A historiography is a survey of the historical research conducted on a certain topic, for example the history of midwifery in the United States. Historiography is often called "the history of history," because they assess what research has been conducted on the topic, what was said and how primary sources were analyzed, and how certain arguments compare and contrast to one another within the broader context of the scholarly record.

To use our example above, a historiography of the history of midwifery in the United States would discuss which historians have researched midwifery in the US, what analytical lens did they use, what argument did they make, and how their argument sits against others' and in the scope of the research on the topic.

Historiographies will:

  • identify the various debates and approaches that have influenced study of the topic
  • identify the important scholars and works in relation to the topic
  • identify the past and current arguments about the topic
  • identify potential areas for more study

The purpose of a historiography is to discuss the research conducted by other historians on the topic, not to perform original research or commentary on the subject itself.

 

When Starting Research for a Historiography Paper


You are creating a survey of the research that has been conducted on a topic, so you will, of course, need to discover and become familiar with the notable scholars and arguments on that topic. There are a couple strategies you can use to find these figures and perspectives:

  • Use what you have learned in class as a starting point.
    • Are there any scholars that your professor has identified as important to the topic? In the books or articles you have read for assigned readings, look through their bibliographies, references, and/or footnotes for other scholars to investigate on the topic.
  • Search for your topic in the library's catalog and in our digital databases. 
    • Using what you know, create a list of keywords you believe will be relevant to your topic. When you search these within the database, you will undoubtedly find more key words to add to your search strategy, so do not worry if your lists starts out small.
    • You can add the term "Historiography" as a key term to your search strategy. Using one of the field limiters, you can separate "Historiography" to be searched as a Subject Heading (DE Historiography) or within the abstract. This may help you find historiographies or historiographical essays on the topic.
      • For example: in a database, you may search (DE Historiography) AND citizenship AND women to look for historiographies on the history of women and citizenship. 
  • Look within the References
    • When you find a book or article on your topic, search that resource's reference list to see what scholars they cited when constructing their argument.
    • In certain databases like Scopus or in Google Scholar, you can also see what other articles have cited a particular resource. 

 

Preparing to Organize and Write the Historiography


As you search for and collect resources related to your topic, make note of common themes or analyses that the scholar's are making. A historiography should not only identify the prominent scholars and arguments on a topic - they need to set those arguments in context with each other and with scholarly trends over time.

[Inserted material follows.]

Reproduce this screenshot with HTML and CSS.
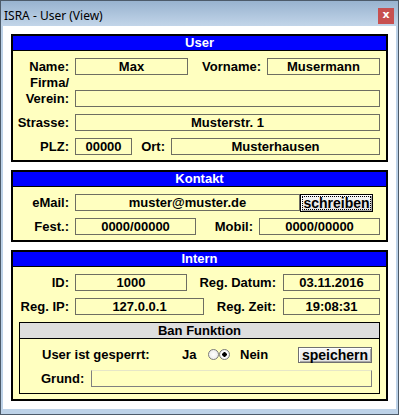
FILE: index.html
```html
<!DOCTYPE html>
<html>
<head>
<title>ISRA - User (View)</title>
<link rel="stylesheet" href="styles.css">
</head>
<body>
<div class="window">
<div class="titlebar">
	<span class="title">ISRA - User (View)</span>
	<span class="close">x</span>
</div>
<div class="client">

<div class="section">
	<div class="head">User</div>
	<div class="body">
		<div class="row">
			<label class="lbl">Name:</label>
			<input class="field w-name" type="text" value="Max" readonly>
			<label class="lbl2 w-vorname">Vorname:</label>
			<input class="field grow" type="text" value="Musermann" readonly>
		</div>
		<div class="row tall">
			<label class="lbl">Firma/<br>Verein:</label>
			<input class="field grow" type="text" value="" readonly>
		</div>
		<div class="row">
			<label class="lbl">Strasse:</label>
			<input class="field grow" type="text" value="Musterstr. 1" readonly>
		</div>
		<div class="row">
			<label class="lbl">PLZ:</label>
			<input class="field w-plz" type="text" value="00000" readonly>
			<label class="lbl2 w-ort">Ort:</label>
			<input class="field grow" type="text" value="Musterhausen" readonly>
		</div>
	</div>
</div>

<div class="section">
	<div class="head">Kontakt</div>
	<div class="body">
		<div class="row">
			<label class="lbl">eMail:</label>
			<input class="field w-mail" type="text" value="muster@muster.de" readonly>
			<button class="btn default w-write"><span>schreiben</span></button>
		</div>
		<div class="row">
			<label class="lbl">Fest.:</label>
			<input class="field w-fest" type="text" value="0000/00000" readonly>
			<label class="lbl2 w-mobil">Mobil:</label>
			<input class="field grow" type="text" value="0000/00000" readonly>
		</div>
	</div>
</div>

<div class="section">
	<div class="head">Intern</div>
	<div class="body">
		<div class="row">
			<label class="lbl">ID:</label>
			<input class="field w-id" type="text" value="1000" readonly>
			<label class="lbl2 w-datum">Reg. Datum:</label>
			<input class="field grow" type="text" value="03.11.2016" readonly>
		</div>
		<div class="row">
			<label class="lbl">Reg. IP:</label>
			<input class="field w-ip" type="text" value="127.0.0.1" readonly>
			<label class="lbl2 w-zeit">Reg. Zeit:</label>
			<input class="field grow" type="text" value="19:08:31" readonly>
		</div>

		<div class="ban">
			<div class="banhead">Ban Funktion</div>
			<div class="banbody">
				<div class="row">
					<span class="banlbl">User ist gesperrt:</span>
					<span class="ja">Ja</span>
					<input class="radio" type="radio" name="ban">
					<input class="radio" type="radio" name="ban" checked>
					<span class="nein">Nein</span>
					<button class="btn save">speichern</button>
				</div>
				<div class="row">
					<span class="grundlbl">Grund:</span>
					<input class="grund" type="text" value="">
				</div>
			</div>
		</div>
	</div>
</div>

</div>
</div>
</body>
</html>
```
FILE: styles.css
```css
body{
	margin: 0;
	font-family: "Liberation Sans", Arial, sans-serif;
}
.window{
	width: 399px;
	height: 415px;
	box-sizing: border-box;
	border: 1px solid #4d5b6a;
	background: #bdd2e8;
	padding: 0 2px 5px 2px;
	display: flex;
	flex-direction: column;
}
.titlebar{
	height: 25px;
	margin: 0 -2px;
	padding: 0 4px 0 3px;
	background: linear-gradient(#98b3cf, #c2d5e9);
	display: flex;
	align-items: center;
	justify-content: space-between;
}
.title{
	font-family: "Noto Sans", "Open Sans", sans-serif;
	font-size: 12px;
	color: #000;
	margin-top: 3px;
}
.close{
	width: 16px;
	height: 16px;
	margin-top: 4px;
	background: #c75050;
	color: #fff;
	font-family: "DejaVu Sans", sans-serif;
	font-weight: bold;
	font-size: 11px;
	line-height: 14px;
	text-align: center;
}
.client{
	flex: 1;
	background: #fff;
	padding: 8px 8px 0 8px;
}
.section{
	border: 2px solid #000;
	background: #ffffc0;
	margin-bottom: 8px;
}
.head{
	height: 14px;
	line-height: 14px;
	background: #0000ff;
	color: #fff;
	font-size: 13px;
	font-weight: bold;
	text-align: center;
	border-bottom: 1px solid #000;
}
.body{
	padding: 7px 6px 5px 0;
}
.row{
	display: flex;
	align-items: center;
	height: 17px;
	margin-bottom: 7px;
}
.row:last-child{
	margin-bottom: 0;
}
.row.tall{
	height: 32px;
	align-items: flex-end;
	margin-top: -7px;
}
.lbl, .lbl2, .banlbl, .ja, .nein, .grundlbl{
	font-size: 13px;
	font-weight: bold;
	color: #000;
}
.lbl{
	width: 56px;
	margin-right: 6px;
	text-align: right;
	line-height: 16px;
	flex-shrink: 0;
}
.lbl2{
	text-align: right;
	margin-right: 6px;
	flex-shrink: 0;
}
.field{
	height: 17px;
	box-sizing: border-box;
	border: 1px solid #6e6e62;
	background: #ffffc0;
	font-family: "Liberation Sans", Arial, sans-serif;
	font-size: 13px;
	font-weight: bold;
	color: #000;
	text-align: center;
	padding: 0;
	margin: 0;
	min-width: 0;
	outline: none;
}
.grow{ flex: 1; }
.w-name{ width: 113px; }
.w-vorname{ width: 73px; }
.w-plz{ width: 57px; }
.w-ort{ width: 33px; }
.w-mail{ width: 225px; }
.w-write{ width: 73px; margin-left: 7px; }
.w-fest{ width: 121px; }
.w-mobil{ width: 57px; }
.w-id{ width: 112px; }
.w-datum{ width: 89px; margin-right: 7px; }
.w-ip{ width: 129px; }
.w-zeit{ width: 72px; margin-right: 7px; }

.btn{
	box-sizing: border-box;
	height: 17px;
	padding: 0;
	margin: 0;
	border: 1px solid #707070;
	background: linear-gradient(#f6f6f6, #e3e3e3);
	box-shadow: inset 1px 1px #fff, inset -1px -1px #a8a8a8;
	font-family: "Liberation Sans", Arial, sans-serif;
	font-size: 14px;
	font-weight: bold;
	color: #000;
	line-height: 14px;
}
.btn.default{
	height: 18px;
	border-color: #000;
	padding: 1px;
}
.btn.default span{
	display: block;
	border: 1px dotted #000;
	line-height: 12px;
}
.ban{
	margin: 7px 0 0 6px;
	border: 1px solid #000;
}
.banhead{
	height: 15px;
	line-height: 15px;
	background: #dedede;
	border-bottom: 1px solid #000;
	font-size: 13px;
	font-weight: bold;
	text-align: center;
	color: #000;
}
.banbody{
	padding: 7px 7px 6px 0;
}
.banlbl{
	width: 140px;
	padding-left: 22px;
	flex-shrink: 0;
}
.ja{
	width: 26px;
}
.radio{
	appearance: none;
	-webkit-appearance: none;
	width: 11px;
	height: 11px;
	box-sizing: border-box;
	margin: 0;
	border: 1px solid #7a7a7a;
	border-radius: 50%;
	background: radial-gradient(#fff, #e6e6e6);
}
.radio:checked{
	background: radial-gradient(circle, #000 0 2px, #fff 2.5px, #e6e6e6);
}
.nein{
	margin-left: 10px;
}
.save{
	width: 74px;
	height: 16px;
	margin-left: auto;
}
.grundlbl{
	padding-left: 21px;
	width: 42px;
	margin-right: 8px;
	flex-shrink: 0;
}
.grund{
	flex: 1;
	height: 17px;
	box-sizing: border-box;
	margin: 0;
	padding: 0;
	border: 1px solid #808080;
	border-top-color: #e6e6c8;
	background: #ffffc0;
	outline: none;
}
```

  • Identify the perspective from which an author is writing and their approach (for example, postmodern, feminist, structuralist, Marxist, etc.)
  • Identify the type of history they have written (for example: cultural, social global, economic, etc.)

Once you have pinpointed the approach and type of history, you can then compare and contrast with your sources:

  • What scholars are using the same overall approach? What specific argument are they making, and how do those arguments intersect?
  • Does the argument of one scholar seem in response to the other? How so?
  • What trends can you identify in the research? Has the focus or type of analysis on the topic changed over time?

When you have found commonalities in perspective, approach, or type, then you can use these to help organize your paper.